Pengembangan Energi Baru Terbarukan (EBT) menjadi fokus utama dalam visi energi berkelanjutan. Rencana penambahan kapasitas pembangkit listrik hingga 42,6 gigawatt pada tahun 2034 meliputi sumber energi terbarukan seperti tenaga surya, hidro, angin, panas bumi, bioenergi, dan bahkan nuklir. Dalam rangka mendukung target ini, pemerintah menerapkan kebijakan moratorium pembangunan pembangkit listrik tenaga uap baru serta pengurangan secara bertahap pembangkit batu bara, sebagaimana diatur dalam Peraturan Presiden Nomor 112 Tahun 2022.
Selain itu, hilirisasi mineral menjadi salah satu pilar strategis dalam memperkuat daya saing industri nasional dan menambah nilai tambah produk lokal. Nikel, yang merupakan bahan utama baterai kendaraan listrik, menunjukkan lonjakan ekspor signifikan dari 3,3 miliar dolar Amerika Serikat pada 2017 menjadi 33,9 miliar dolar Amerika Serikat pada 2024. Potensi besar pasar global baterai kendaraan listrik yang diperkirakan mencapai 500 miliar dolar Amerika Serikat pada tahun 2030.
Hilirisasi juga diterapkan pada komoditas lain seperti bauksit, tembaga, timah, emas, dan batubara untuk meningkatkan penyerapan tenaga kerja serta meningkatkan penerimaan negara. Langkah ini tidak hanya memperkuat industri dalam negeri, tetapi juga mendukung kemandirian ekonomi dan energi nasional.
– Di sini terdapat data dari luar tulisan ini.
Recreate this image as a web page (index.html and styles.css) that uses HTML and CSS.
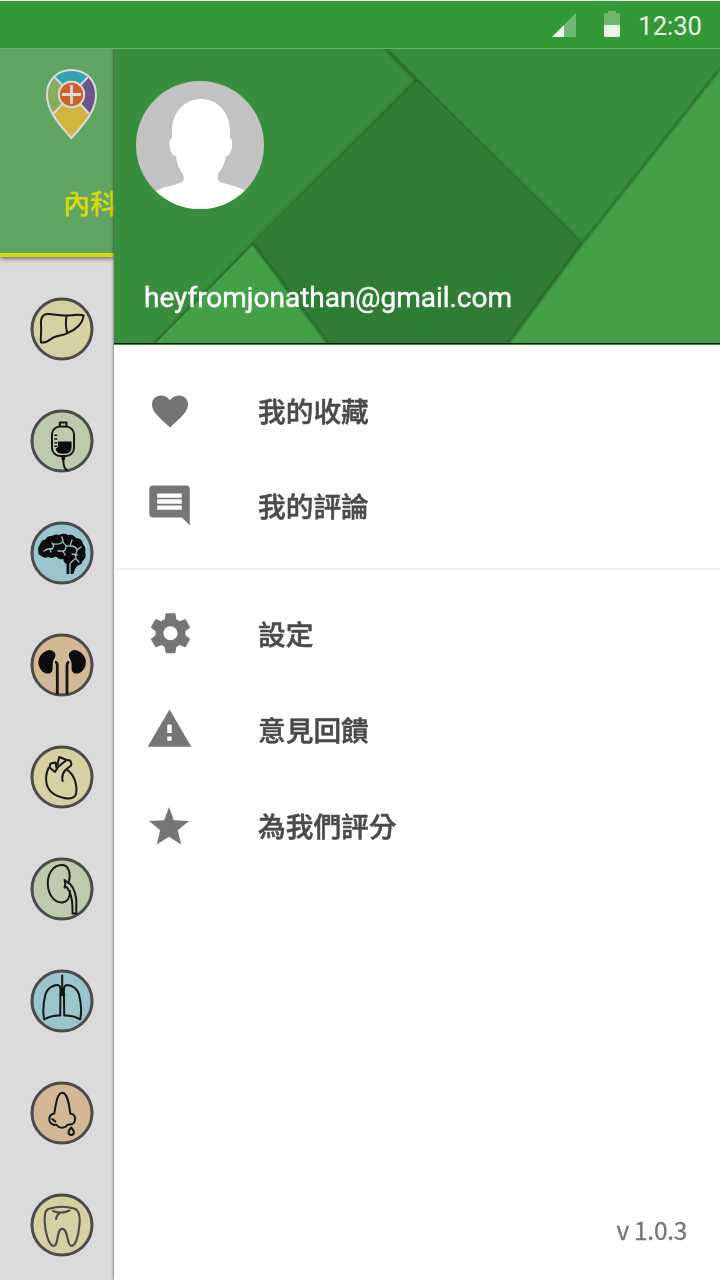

Di akhir paparannya, Ia menekankan bahwa pencapaian swasembada energi hanya mungkin diwujudkan melalui kolaborasi dan sinergi yang erat antara pemerintah pusat, pemerintah daerah, pelaku usaha, dan masyarakat luas. “Kami ingin membangun sistem energi yang berdaulat, berkelanjutan, dan berkeadilan. Ini adalah perjuangan bersama demi masa depan Indonesia,” tutupnya.
Melalui berbagai strategi, teknologi, dan kebijakan yang terintegrasi, Indonesia terus melangkah mantap menuju kemandirian energi. Perjalanan ini memang tidak mudah, namun dengan komitmen dan kerja sama semua pihak, harapan akan Indonesia yang mandiri secara energi dapat segera terwujud.